Dataset extract:
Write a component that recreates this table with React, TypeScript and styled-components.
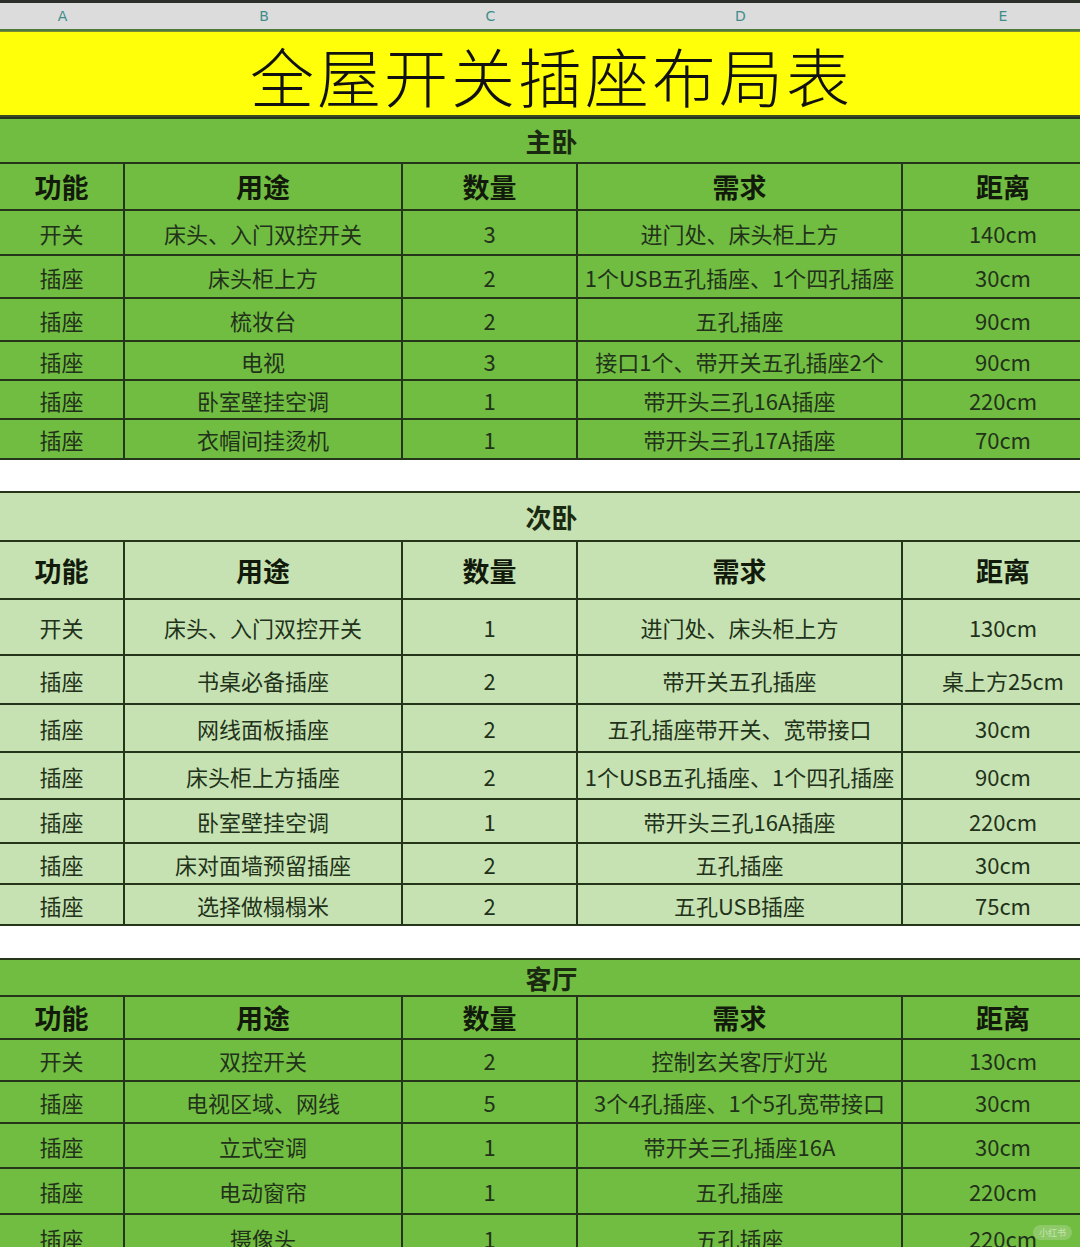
import React from 'react';
import styled, { createGlobalStyle } from 'styled-components';

const GlobalStyle = createGlobalStyle`
    *, *::before, *::after {
        box-sizing: border-box;
    }

    body {
        margin: 0;
        background: #ffffff;
        font-family: "Noto Sans CJK SC", "Liberation Sans", sans-serif;
    }
`;

// last column runs past the right edge of the screen, like the sheet does
const COLS = '125px 278px 175px 325px 200px';
const LINE = '#24351a';

const Page = styled.div`
    width: 1080px;
    height: 1247px;
    overflow: hidden;
    position: relative;
    background: #ffffff;
`;

const Sheet = styled.div`
    width: 1103px;
`;

const TopStrip = styled.div`
    height: 3px;
    background: #2b2f2a;
`;

const Letters = styled.div`
    display: grid;
    grid-template-columns: ${COLS};
    height: 28px;
    background: #dcdcdc;
    border-bottom: 2px solid #4f7a3a;
    color: #3f8d8b;
    font-family: "DejaVu Sans", sans-serif;
    font-size: 14px;

    span {
        display: flex;
        align-items: center;
        justify-content: center;
    }
`;

const TitleBar = styled.div`
    height: 86px;
    background: #ffff0a;
    border-top: 1px solid #7a8a3a;
    border-bottom: 2px solid #3d4a28;
    display: flex;
    align-items: center;
    justify-content: center;
    font-size: 64px;
    font-weight: 300;
    letter-spacing: 3px;
    color: #111111;
`;

const Section = styled.div<{ $light?: boolean }>`
    background: ${p => (p.$light ? '#c7e2b2' : '#71bd42')};
    border-top: 2px solid ${LINE};
`;

const SectionTitle = styled.div<{ $h: number }>`
    height: ${p => p.$h}px;
    display: flex;
    align-items: center;
    justify-content: center;
    font-size: 26px;
    font-weight: 700;
    color: #1a2a10;
    border-bottom: 2px solid ${LINE};
`;

const Row = styled.div<{ $h: number }>`
    display: grid;
    grid-template-columns: ${COLS};
    height: ${p => p.$h}px;
    border-bottom: 2px solid ${LINE};
`;

const Cell = styled.div<{ $head?: boolean }>`
    display: flex;
    align-items: center;
    justify-content: center;
    border-right: 2px solid ${LINE};
    font-size: ${p => (p.$head ? '27px' : '22px')};
    font-weight: ${p => (p.$head ? 700 : 400)};
    color: ${p => (p.$head ? '#111a0b' : '#22321a')};
    white-space: nowrap;

    &:last-child {
        border-right: none;
    }
`;

const Gap = styled.div<{ $h: number }>`
    height: ${p => p.$h}px;
    background: #ffffff;
`;

const Watermark = styled.div`
    position: absolute;
    right: 8px;
    bottom: 7px;
    padding: 1px 6px;
    border-radius: 10px;
    background: rgba(255, 255, 255, 0.2);
    color: rgba(255, 255, 255, 0.5);
    font-size: 9px;
`;

type Item = [string, string, string, string, string];

const HEAD: Item = ['功能', '用途', '数量', '需求', '距离'];

interface Block {
    name: string;
    light?: boolean;
    titleH: number;
    headH: number;
    rowH: number[];
    rows: Item[];
}

const blocks: Block[] = [
    {
        name: '主卧',
        titleH: 45,
        headH: 47,
        rowH: [45, 43, 43, 39, 39, 40],
        rows: [
            ['开关', '床头、入门双控开关', '3', '进门处、床头柜上方', '140cm'],
            ['插座', '床头柜上方', '2', '1个USB五孔插座、1个四孔插座', '30cm'],
            ['插座', '梳妆台', '2', '五孔插座', '90cm'],
            ['插座', '电视', '3', '接口1个、带开关五孔插座2个', '90cm'],
            ['插座', '卧室壁挂空调', '1', '带开头三孔16A插座', '220cm'],
            ['插座', '衣帽间挂烫机', '1', '带开头三孔17A插座', '70cm'],
        ],
    },
    {
        name: '次卧',
        light: true,
        titleH: 49,
        headH: 58,
        rowH: [56, 49, 48, 47, 44, 41, 41],
        rows: [
            ['开关', '床头、入门双控开关', '1', '进门处、床头柜上方', '130cm'],
            ['插座', '书桌必备插座', '2', '带开关五孔插座', '桌上方25cm'],
            ['插座', '网线面板插座', '2', '五孔插座带开关、宽带接口', '30cm'],
            ['插座', '床头柜上方插座', '2', '1个USB五孔插座、1个四孔插座', '90cm'],
            ['插座', '卧室壁挂空调', '1', '带开头三孔16A插座', '220cm'],
            ['插座', '床对面墙预留插座', '2', '五孔插座', '30cm'],
            ['插座', '选择做榻榻米', '2', '五孔USB插座', '75cm'],
        ],
    },
    {
        name: '客厅',
        titleH: 37,
        headH: 43,
        rowH: [42, 42, 45, 46, 47],
        rows: [
            ['开关', '双控开关', '2', '控制玄关客厅灯光', '130cm'],
            ['插座', '电视区域、网线', '5', '3个4孔插座、1个5孔宽带接口', '30cm'],
            ['插座', '立式空调', '1', '带开关三孔插座16A', '30cm'],
            ['插座', '电动窗帘', '1', '五孔插座', '220cm'],
            ['插座', '摄像头', '1', '五孔插座', '220cm'],
        ],
    },
];

const Table: React.FC<{ block: Block }> = ({ block }) => (
    <Section $light={block.light}>
        <SectionTitle $h={block.titleH}>{block.name}</SectionTitle>
        <Row $h={block.headH}>
            {HEAD.map(h => <Cell key={h} $head>{h}</Cell>)}
        </Row>
        {block.rows.map((r, i) => (
            <Row key={i} $h={block.rowH[i]}>
                {r.map((c, j) => <Cell key={j}>{c}</Cell>)}
            </Row>
        ))}
    </Section>
);

const App: React.FC = () => (
    <Page>
        <GlobalStyle />
        <Sheet>
            <TopStrip />
            <Letters>
                {['A', 'B', 'C', 'D', 'E'].map(l => <span key={l}>{l}</span>)}
            </Letters>
            <TitleBar>全屋开关插座布局表</TitleBar>
            <Table block={blocks[0]} />
            <Gap $h={31} />
            <Table block={blocks[1]} />
            <Gap $h={32} />
            <Table block={blocks[2]} />
        </Sheet>
        <Watermark>小红书</Watermark>
    </Page>
);

export default App;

Exercise requirements: Leave out the pictures and reproduce the rest of the listing exactly.

Final answer:
Write a component that recreates this table with React, TypeScript and styled-components.
import React from 'react';
import styled, { createGlobalStyle } from 'styled-components';

const GlobalStyle = createGlobalStyle`
    *, *::before, *::after {
        box-sizing: border-box;
    }

    body {
        margin: 0;
        background: #ffffff;
        font-family: "Noto Sans CJK SC", "Liberation Sans", sans-serif;
    }
`;

// last column runs past the right edge of the screen, like the sheet does
const COLS = '125px 278px 175px 325px 200px';
const LINE = '#24351a';

const Page = styled.div`
    width: 1080px;
    height: 1247px;
    overflow: hidden;
    position: relative;
    background: #ffffff;
`;

const Sheet = styled.div`
    width: 1103px;
`;

const TopStrip = styled.div`
    height: 3px;
    background: #2b2f2a;
`;

const Letters = styled.div`
    display: grid;
    grid-template-columns: ${COLS};
    height: 28px;
    background: #dcdcdc;
    border-bottom: 2px solid #4f7a3a;
    color: #3f8d8b;
    font-family: "DejaVu Sans", sans-serif;
    font-size: 14px;

    span {
        display: flex;
        align-items: center;
        justify-content: center;
    }
`;

const TitleBar = styled.div`
    height: 86px;
    background: #ffff0a;
    border-top: 1px solid #7a8a3a;
    border-bottom: 2px solid #3d4a28;
    display: flex;
    align-items: center;
    justify-content: center;
    font-size: 64px;
    font-weight: 300;
    letter-spacing: 3px;
    color: #111111;
`;

const Section = styled.div<{ $light?: boolean }>`
    background: ${p => (p.$light ? '#c7e2b2' : '#71bd42')};
    border-top: 2px solid ${LINE};
`;

const SectionTitle = styled.div<{ $h: number }>`
    height: ${p => p.$h}px;
    display: flex;
    align-items: center;
    justify-content: center;
    font-size: 26px;
    font-weight: 700;
    color: #1a2a10;
    border-bottom: 2px solid ${LINE};
`;

const Row = styled.div<{ $h: number }>`
    display: grid;
    grid-template-columns: ${COLS};
    height: ${p => p.$h}px;
    border-bottom: 2px solid ${LINE};
`;

const Cell = styled.div<{ $head?: boolean }>`
    display: flex;
    align-items: center;
    justify-content: center;
    border-right: 2px solid ${LINE};
    font-size: ${p => (p.$head ? '27px' : '22px')};
    font-weight: ${p => (p.$head ? 700 : 400)};
    color: ${p => (p.$head ? '#111a0b' : '#22321a')};
    white-space: nowrap;

    &:last-child {
        border-right: none;
    }
`;

const Gap = styled.div<{ $h: number }>`
    height: ${p => p.$h}px;
    background: #ffffff;
`;

const Watermark = styled.div`
    position: absolute;
    right: 8px;
    bottom: 7px;
    padding: 1px 6px;
    border-radius: 10px;
    background: rgba(255, 255, 255, 0.2);
    color: rgba(255, 255, 255, 0.5);
    font-size: 9px;
`;

type Item = [string, string, string, string, string];

const HEAD: Item = ['功能', '用途', '数量', '需求', '距离'];

interface Block {
    name: string;
    light?: boolean;
    titleH: number;
    headH: number;
    rowH: number[];
    rows: Item[];
}

const blocks: Block[] = [
    {
        name: '主卧',
        titleH: 45,
        headH: 47,
        rowH: [45, 43, 43, 39, 39, 40],
        rows: [
            ['开关', '床头、入门双控开关', '3', '进门处、床头柜上方', '140cm'],
            ['插座', '床头柜上方', '2', '1个USB五孔插座、1个四孔插座', '30cm'],
            ['插座', '梳妆台', '2', '五孔插座', '90cm'],
            ['插座', '电视', '3', '接口1个、带开关五孔插座2个', '90cm'],
            ['插座', '卧室壁挂空调', '1', '带开头三孔16A插座', '220cm'],
            ['插座', '衣帽间挂烫机', '1', '带开头三孔17A插座', '70cm'],
        ],
    },
    {
        name: '次卧',
        light: true,
        titleH: 49,
        headH: 58,
        rowH: [56, 49, 48, 47, 44, 41, 41],
        rows: [
            ['开关', '床头、入门双控开关', '1', '进门处、床头柜上方', '130cm'],
            ['插座', '书桌必备插座', '2', '带开关五孔插座', '桌上方25cm'],
            ['插座', '网线面板插座', '2', '五孔插座带开关、宽带接口', '30cm'],
            ['插座', '床头柜上方插座', '2', '1个USB五孔插座、1个四孔插座', '90cm'],
            ['插座', '卧室壁挂空调', '1', '带开头三孔16A插座', '220cm'],
            ['插座', '床对面墙预留插座', '2', '五孔插座', '30cm'],
            ['插座', '选择做榻榻米', '2', '五孔USB插座', '75cm'],
        ],
    },
    {
        name: '客厅',
        titleH: 37,
        headH: 43,
        rowH: [42, 42, 45, 46, 47],
        rows: [
            ['开关', '双控开关', '2', '控制玄关客厅灯光', '130cm'],
            ['插座', '电视区域、网线', '5', '3个4孔插座、1个5孔宽带接口', '30cm'],
            ['插座', '立式空调', '1', '带开关三孔插座16A', '30cm'],
            ['插座', '电动窗帘', '1', '五孔插座', '220cm'],
            ['插座', '摄像头', '1', '五孔插座', '220cm'],
        ],
    },
];

const Table: React.FC<{ block: Block }> = ({ block }) => (
    <Section $light={block.light}>
        <SectionTitle $h={block.titleH}>{block.name}</SectionTitle>
        <Row $h={block.headH}>
            {HEAD.map(h => <Cell key={h} $head>{h}</Cell>)}
        </Row>
        {block.rows.map((r, i) => (
            <Row key={i} $h={block.rowH[i]}>
                {r.map((c, j) => <Cell key={j}>{c}</Cell>)}
            </Row>
        ))}
    </Section>
);

const App: React.FC = () => (
    <Page>
        <GlobalStyle />
        <Sheet>
            <TopStrip />
            <Letters>
                {['A', 'B', 'C', 'D', 'E'].map(l => <span key={l}>{l}</span>)}
            </Letters>
            <TitleBar>全屋开关插座布局表</TitleBar>
            <Table block={blocks[0]} />
            <Gap $h={31} />
            <Table block={blocks[1]} />
            <Gap $h={32} />
            <Table block={blocks[2]} />
        </Sheet>
        <Watermark>小红书</Watermark>
    </Page>
);

export default App;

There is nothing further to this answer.